Other cases focused more on grab-and-go items, like the “Meal Planner” snack display case that offered a mixture of branded products like juices and yogurt dips, with house-packed parfaits, salads in bell jars, and small packages containing grapes, hardboiled eggs and string cheese.
JoAnne Alm, bakery and deli category manager at Nash Finch, said snacks are important as consumers, including her, are looking for small, healthful snacks.
Sidebar: Byerly's Designer Wins IDDBA Cake Challenge
Andria Chinander (right) of Lund Food Holdings’ Byerly’s took first place in the International Dairy-Deli-Bakery Association’s annual Cake Decorating Challenge at the show in the New Orleans Morial Convention Center.
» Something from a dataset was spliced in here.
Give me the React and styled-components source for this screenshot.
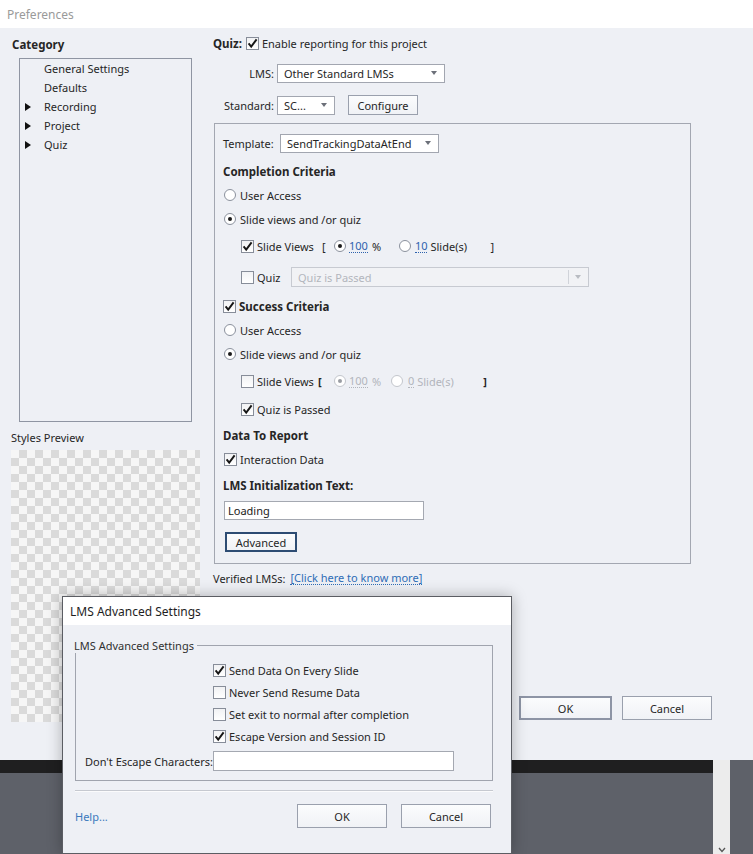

Amy Murtha, Hy-Vee, Belton, Mo., and Stacie Clawson (below), Wal-Mart Supercenters, Perry, Utah, received second- and third-place prizes, respectively.
The three finalists were chosen from over 70 contestants who applied to the challenge.
“This contest gets harder and harder to judge as the contestants get better and better,” said Carol Christison, executive director of the IDDBA, at the awards presentation.
For the length of the IDDBA conference, the three finalists worked on assignments in the middle of the Show & Sell Center on the expo floor.
“These decorators were subjected to a very intense schedule. Day one had them creating enough cakes to fill an 8-foot bakery case. Day two had them creating a wedding cake, and day three was the creation of three separate special event cakes, one of which was a show theme cake,” said Christison.
“Cakes are judged on theme, color, uniformity, writing, style and use of accessories,” she added.
IDDBA President Steve Beekhuizen presented the trophies to the finalists.